• GOAL OF THE EXERCISE:
Scan the records for the string "this"; copy each line where it occurs.

[Entries with page source code]
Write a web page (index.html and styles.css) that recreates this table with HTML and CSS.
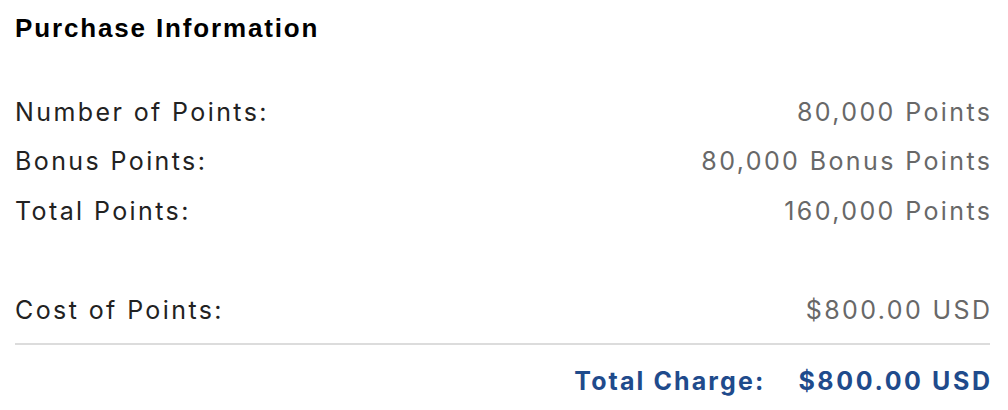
FILE: index.html
```html
<!DOCTYPE html>
<html lang="en">
<head>
<meta charset="utf-8">
<title>Purchase Information</title>
<link rel="stylesheet" href="styles.css">
</head>
<body>
<section class="purchase">
  <h2 class="purchase-title">Purchase Information</h2>
  <div class="lines">
    <div class="line"><span class="label">Number of Points:</span><span class="value">80,000 Points</span></div>
    <div class="line"><span class="label">Bonus Points:</span><span class="value">80,000 Bonus Points</span></div>
    <div class="line"><span class="label">Total Points:</span><span class="value">160,000 Points</span></div>
    <div class="line spacer"></div>
    <div class="line"><span class="label">Cost of Points:</span><span class="value">$800.00 USD</span></div>
  </div>
  <div class="total">
    <span class="total-label">Total Charge:</span>
    <span class="total-value">$800.00 USD</span>
  </div>
</section>
</body>
</html>
```
FILE: styles.css
```css
html, body {
  margin: 0;
  padding: 0;
  background: #ffffff;
}

.purchase {
  padding: 14px 18px 0 15px;
  font-family: "Inter", "Noto Sans", sans-serif;
}

.purchase-title {
  margin: 0;
  font-family: "Liberation Sans", Arial, sans-serif;
  font-weight: bold;
  font-size: 26px;
  letter-spacing: 1.85px;
  line-height: 29px;
  color: #000;
}

.lines {
  margin-top: 44px;
  border-bottom: 2px solid #dcdcdc;
  padding-bottom: 8px;
}

.line {
  display: flex;
  justify-content: space-between;
  align-items: center;
  height: 49.5px;
  font-size: 25px;
  letter-spacing: 2.4px;
}

.label {
  color: #222222;
}

.value {
  color: #686868;
  margin-right: -2.4px;
}

.total {
  display: flex;
  justify-content: flex-end;
  gap: 33px;
  margin-top: 12px;
  font-size: 25px;
  font-weight: 700;
  letter-spacing: 2.6px;
  color: #1f4b8c;
  line-height: 49px;
}

.total-label {
  letter-spacing: 2.1px;
}

.total-value {
  margin-right: -2.6px;
}
```
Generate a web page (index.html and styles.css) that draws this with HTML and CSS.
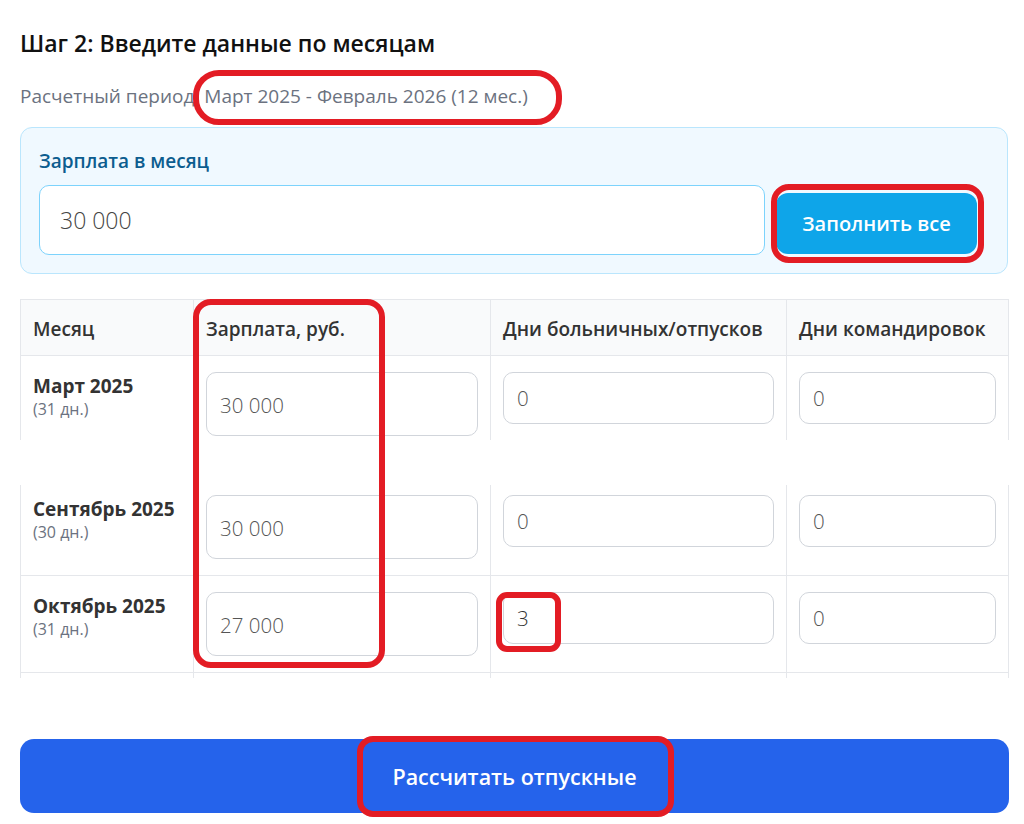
FILE: index.html
```html
<!DOCTYPE html>
<html lang="ru">
<head>
<meta charset="utf-8">
<title>Шаг 2</title>
<link rel="stylesheet" href="styles.css">
</head>
<body>
<div class="page">
  <h2 class="title">Шаг 2: Введите данные по месяцам</h2>
  <p class="period">Расчетный период: Март 2025 - Февраль 2026 (12 мес.)</p>

  <div class="fill-box">
    <div class="fill-label">Зарплата в месяц</div>
    <div class="fill-row">
      <div class="fill-input">30 000</div>
      <div class="fill-btn">Заполнить все</div>
    </div>
  </div>

  <div class="seg seg-top">
    <div class="grid head">
      <div class="cell">Месяц</div>
      <div class="cell">Зарплата, руб.</div>
      <div class="cell">Дни больничных/отпусков</div>
      <div class="cell">Дни командировок</div>
    </div>
    <div class="grid row">
      <div class="cell month"><div class="m-name">Март 2025</div><div class="m-days">(31 дн.)</div></div>
      <div class="cell"><div class="inp inp-salary">30 000</div></div>
      <div class="cell"><div class="inp inp-days">0</div></div>
      <div class="cell"><div class="inp inp-days">0</div></div>
    </div>
  </div>

  <div class="seg seg-bottom">
    <div class="seg-inner">
      <div class="grid row">
        <div class="cell month"><div class="m-name">Сентябрь 2025</div><div class="m-days">(30 дн.)</div></div>
        <div class="cell"><div class="inp inp-salary">30 000</div></div>
        <div class="cell"><div class="inp inp-days">0</div></div>
        <div class="cell"><div class="inp inp-days">0</div></div>
      </div>
      <div class="grid row">
        <div class="cell month"><div class="m-name">Октябрь 2025</div><div class="m-days">(31 дн.)</div></div>
        <div class="cell"><div class="inp inp-salary">27 000</div></div>
        <div class="cell"><div class="inp inp-days inp-dark">3</div></div>
        <div class="cell"><div class="inp inp-days">0</div></div>
      </div>
      <div class="grid row">
        <div class="cell month"><div class="m-name">Ноябрь 2025</div><div class="m-days">(30 дн.)</div></div>
        <div class="cell"><div class="inp inp-salary">30 000</div></div>
        <div class="cell"><div class="inp inp-days">0</div></div>
        <div class="cell"><div class="inp inp-days">0</div></div>
      </div>
    </div>
  </div>

  <div class="calc-btn">Рассчитать отпускные</div>

  <div class="mark mark-period"></div>
  <div class="mark mark-fill"></div>
  <div class="mark mark-salary"></div>
  <div class="mark mark-three"></div>
  <div class="mark mark-calc"></div>
</div>
</body>
</html>
```

FILE: styles.css
```css
* { box-sizing: border-box; }
html, body { margin: 0; padding: 0; background: #fff; }
body { font-family: "Open Sans", "Liberation Sans", sans-serif; color: #1f2937; }

.page {
  position: relative;
  width: 1024px;
  height: 824px;
  padding: 28px 0 0 20px;
  overflow: hidden;
}

.title {
  margin: 0;
  font-size: 23px;
  line-height: 30px;
  font-weight: 600;
  color: #111;
}

.period {
  margin: 26px 0 0;
  font-size: 19px;
  line-height: 24px;
  color: #6b7280;
}

.fill-box {
  margin-top: 19px;
  width: 988px;
  height: 147px;
  background: #f0f9ff;
  border: 1px solid #bae6fd;
  border-radius: 12px;
  padding: 21px 30px 0 18px;
}
.fill-label {
  font-size: 19px;
  line-height: 24px;
  font-weight: 600;
  color: #0c5d8f;
}
.fill-row {
  margin-top: 12px;
  display: flex;
  align-items: flex-start;
  gap: 11px;
}
.fill-input {
  flex: 1;
  height: 70px;
  background: #fff;
  border: 1px solid #7dd3fc;
  border-radius: 10px;
  padding-left: 20px;
  display: flex;
  align-items: center;
  font-size: 23px;
  font-weight: 300;
  color: #444;
}
.fill-btn {
  margin-top: 8px;
  width: 201px;
  height: 61px;
  background: #0ea5e9;
  border-radius: 12px;
  color: #fff;
  font-size: 20px;
  font-weight: 600;
  display: flex;
  align-items: center;
  justify-content: center;
}

.seg {
  width: 989px;
  overflow: hidden;
  border-left: 1px solid #e5e7eb;
}
.seg-top { margin-top: 25px; height: 141px; }
.seg-bottom { margin-top: 45px; height: 193px; }
.seg-inner { margin-top: -6px; }

.grid {
  display: grid;
  grid-template-columns: 173px 297px 296px 222px;
}
.cell {
  border-right: 1px solid #e5e7eb;
  border-bottom: 1px solid #e5e7eb;
  padding: 0 12px;
}
.head { border-top: 1px solid #e5e7eb; background: #f9fafb; }
.head .cell {
  height: 56px;
  display: flex;
  align-items: center;
  padding-top: 3px;
  font-size: 19px;
  font-weight: 600;
  color: #333;
}
.row .cell { height: 97px; padding-top: 16px; }
.month { padding-top: 18px !important; }
.m-name { font-size: 19px; line-height: 24px; font-weight: 700; color: #333; }
.m-days { font-size: 16px; line-height: 22px; color: #6b7280; }

.inp {
  width: 100%;
  background: #fff;
  border: 1px solid #d1d5db;
  border-radius: 10px;
  padding-left: 13px;
  display: flex;
  align-items: center;
  font-weight: 300;
  color: #555;
}
.inp-salary { height: 64px; font-size: 20.5px; padding-top: 2px; }
.inp-days { height: 52px; font-size: 20.5px; }
.inp-dark { color: #333; }

.calc-btn {
  margin-top: 61px;
  width: 989px;
  height: 74px;
  background: #2563eb;
  border-radius: 14px;
  color: #fff;
  font-size: 21.5px;
  font-weight: 600;
  display: flex;
  align-items: center;
  justify-content: center;
}

.mark {
  position: absolute;
  border: 6px solid #e31c24;
}
.mark-period { left: 193px; top: 70px; width: 369px; height: 55px; border-radius: 26px; }
.mark-fill { left: 771px; top: 184px; width: 213px; height: 79px; border-radius: 18px; }
.mark-salary { left: 193px; top: 299px; width: 192px; height: 369px; border-radius: 18px; }
.mark-three { left: 496px; top: 592px; width: 65px; height: 60px; border-radius: 11px; }
.mark-calc { left: 357px; top: 736px; width: 317px; height: 81px; border-radius: 16px; }
```
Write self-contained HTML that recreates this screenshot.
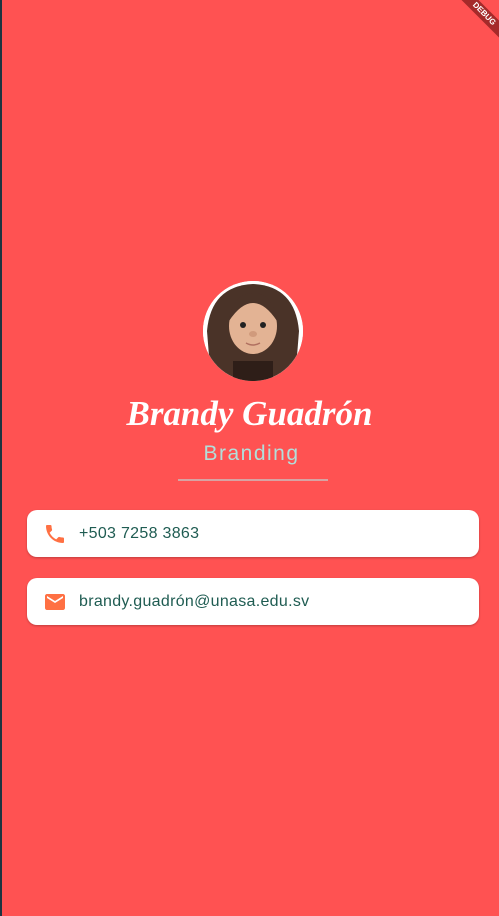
<!DOCTYPE html>
<html><head><meta charset="utf-8"><style>
html,body{margin:0;padding:0;}
body{width:499px;height:916px;background:#ff5252;position:relative;overflow:hidden;font-family:"Liberation Sans",sans-serif;}
.edge{position:absolute;left:0;top:0;width:2px;height:916px;background:#1d3440;}
.avatar{position:absolute;left:203px;top:281px;width:100px;height:100px;border-radius:50%;background:#fff;overflow:hidden;}
.name{position:absolute;left:0;width:499px;top:394px;text-align:center;color:#fff;font-family:"Liberation Serif",serif;font-style:italic;font-weight:bold;font-size:35px;}
.role{position:absolute;left:0;width:499px;top:442px;text-align:center;color:#b2dfdb;font-size:21px;letter-spacing:1.5px;padding-left:4px;box-sizing:border-box;}
.line{position:absolute;left:178px;top:479px;width:150px;height:2px;background:#d7a3a3;}
.card{position:absolute;left:27px;width:452px;height:47px;background:#fff;border-radius:10px;box-shadow:0 1px 2px rgba(0,0,0,.25);}
.card span{position:absolute;left:52px;top:15px;font-size:16px;color:#1f5c52;letter-spacing:0.3px;}
.card svg{position:absolute;left:16px;top:12px;}
.debug{position:absolute;right:-30px;top:8px;width:90px;height:12px;background:#a52a2a;transform:rotate(45deg);color:#fff;font-size:8px;font-weight:bold;text-align:center;line-height:12px;}
</style></head><body>
<div class="edge"></div>
<div class="avatar">
<svg width="100" height="100" viewBox="0 0 100 100">
<rect width="100" height="100" fill="#fff"/>
<path d="M8 100 L4 50 Q8 5 50 3 Q92 5 96 50 L92 100Z" fill="#4a3328"/>
<rect x="30" y="80" width="40" height="20" fill="#2e1e18"/>
<ellipse cx="50" cy="45" rx="24" ry="28" fill="#e3b394"/>
<path d="M26 40 Q30 12 50 12 Q70 12 74 40 Q62 22 50 22 Q38 22 26 40Z" fill="#4a3328"/>
<circle cx="40" cy="44" r="3" fill="#222"/><circle cx="60" cy="44" r="3" fill="#222"/>
<ellipse cx="50" cy="53" rx="4" ry="3" fill="#d09a7c"/>
<path d="M43 62 Q50 66 57 62" stroke="#b07060" stroke-width="1.5" fill="none"/>
</svg></div>
<div class="name">Brandy Guadrón</div>
<div class="role">Branding</div>
<div class="line"></div>
<div class="card" style="top:510px">
<svg width="24" height="24" viewBox="0 0 24 24"><path fill="#ff7043" d="M6.62 10.79c1.44 2.830 3.76 5.14 6.59 6.59l2.2-2.2c.27-.27.67-.36 1.020-.24 1.12.37 2.33.57 3.57.57.55 0 1 .45 1 1V20c0 .55-.45 1-1 1-9.39 0-17-7.61-17-17 0-.55.45-1 1-1h3.5c.55 0 1 .45 1 1 0 1.25.2 2.45.57 3.57.11.35.03.74-.25 1.02l-2.2 2.2z"/></svg>
<span>+503 7258 3863</span></div>
<div class="card" style="top:578px">
<svg width="24" height="24" viewBox="0 0 24 24"><path fill="#ff7043" d="M20 4H4c-1.1 0-2 .9-2 2v12c0 1.1.9 2 2 2h16c1.1 0 2-.9 2-2V6c0-1.1-.9-2-2-2zm0 4l-8 5-8-5V6l8 5 8-5v2z"/></svg>
<span>brandy.guadrón@unasa.edu.sv</span></div>
<div class="debug">DEBUG</div>
</body></html>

• FINISHED EXERCISE:
Write a web page (index.html and styles.css) that recreates this table with HTML and CSS.
Generate a web page (index.html and styles.css) that draws this with HTML and CSS.
Write self-contained HTML that recreates this screenshot.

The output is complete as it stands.